To quote the great Bette Davis, “Fasten your seatbelts folks, it’s going to be a bumpy ride!”

0 thoughts on “Quick Hits – March 30, 2016

  1. Sorry, Jeff, not with you on the tobacco issue. First, the clerk didn’t have to lose his job. That was a decision made by the owner. Second, your argument about how old the shill looked would also make it okay to sell alcohol to a minor if they looked old enough. The law is the law. Third, surely they didn’t send the shill into just one store. How did the others do? Did others get caught, or did they all pass? Fourth, yeah court costs are too high, but if all the stores obeyed the law, there wouldn’t be any fines or court costs, right?

  2. Jeff,

    Sorry for the delay in responding so here goes:

    1. I differentiated between alcohol and cigarettes in the piece. I’m not nearly as worried about a 17 year-old driving under the influence of Camels.

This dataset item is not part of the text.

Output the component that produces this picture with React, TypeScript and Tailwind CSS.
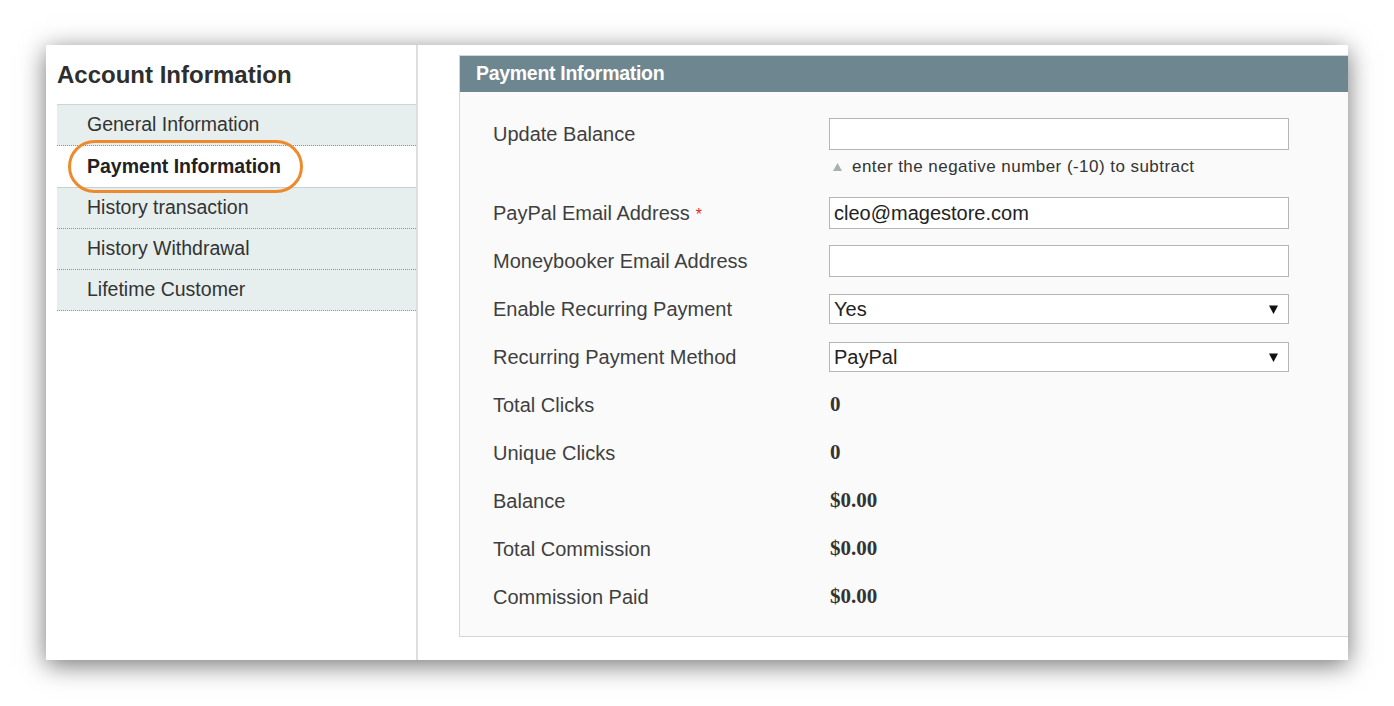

    2. I believe they sent the shills into 31 other business who passed, but that does nothing to change or diminish my point. I could argue this effort was a massive waste of time, catching just one store selling tobacco to a minor.

    3. I know they sent someone into that store who looked 25 because that’s what the police do. It’s essentially a form of entrapment. If there was probable cause to send a shill into a store – a parent complained – that’s one thing. But this is not the way the law is supposed to work.

    4. As far as court costs, I’m not just talking about this case, and the “if you behave” argument falls completely flat. If I had a police officer follow you to work today, I bet he could cite you for at least 10 violations like 7 mph over the limit, failure to use your blinker, failure to yield, not coming to a full stop at a stop sign etc… It’s not just you, we all drive that way, but you have no shot at prevailing in court and that $100 fine suddenly turns into $300 with court costs.

    When you look at the Geneva morning traffic cattle call, those folks are 50 percent minority despite the fact we have just a 5 percent minority population (if you include Asians!). This makes those court costs nothing but a patently unfair tax. And I’m going to make this tax my latest cause.